Tem mais: questão pragmática e aos advogados raiz, não os de gabinete! Se o Município, para discriminar as faixas de APP urbanas, levarão em consideração o Plano da Bacia, como excluir os lagos e lagoas do Plano, desconsiderando que a Bacia se perfaz pelo todo e não pela exclusão de qualquer coleção hídrica?
De mais à mais, a competência e a responsabilidade pelo uso do solo urbano é dos Municípios, independentemente do código florestal ou de autorização desta nova lei, como manda os arts. 30 e 182 da Constituição, já definido pelo STF e desenvolvemos em outras oportunidades, incluso em nosso Curso de Direito Urbanístico e das Cidades sustentáveis (compre aqui)

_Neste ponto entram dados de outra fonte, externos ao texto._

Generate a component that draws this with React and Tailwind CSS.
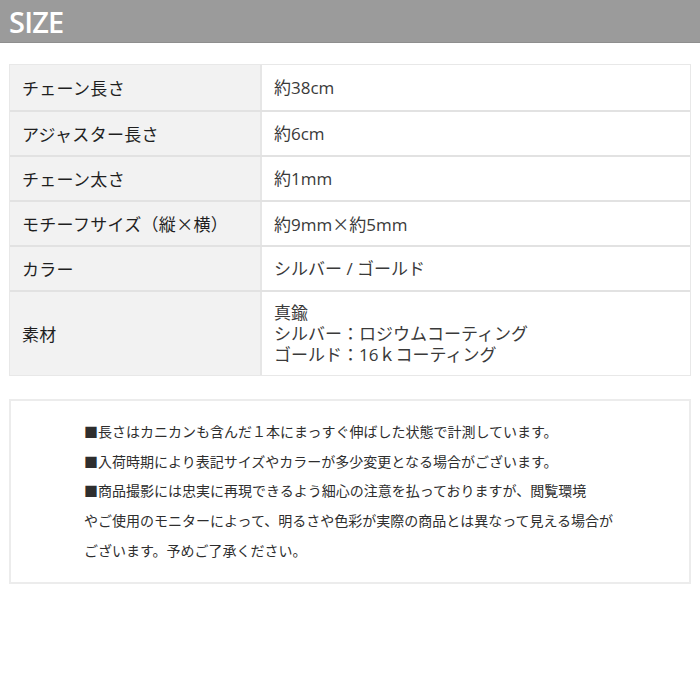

Resumindo e concluindo: Município pode disciplinar a APP Urbana de rios e também dos lados. Isto porque, a APP dos lagos são objeto de incidência da lei Lei n º 14.285/21, pela legalidade, igualdade, devido processo legal, além da não citada, mas cabível, eficiência, bem como pela hermeneutica jurídica determinada pela legislação nacional, assim como pelos termos do art. 182 e 186 da Constituição, pelo Estatuto da Cidade, Lei do Parcelamento do Solo, pela Lei de Introdução ao Direito Brasileiro, pela Lei da Liberdade Econômica, em detrimento da pedestre, rasteira, rasa, ilógica, antissistemática e ilegal aplicação meramente gramatical do texto (ou omissão de texto) do legislador.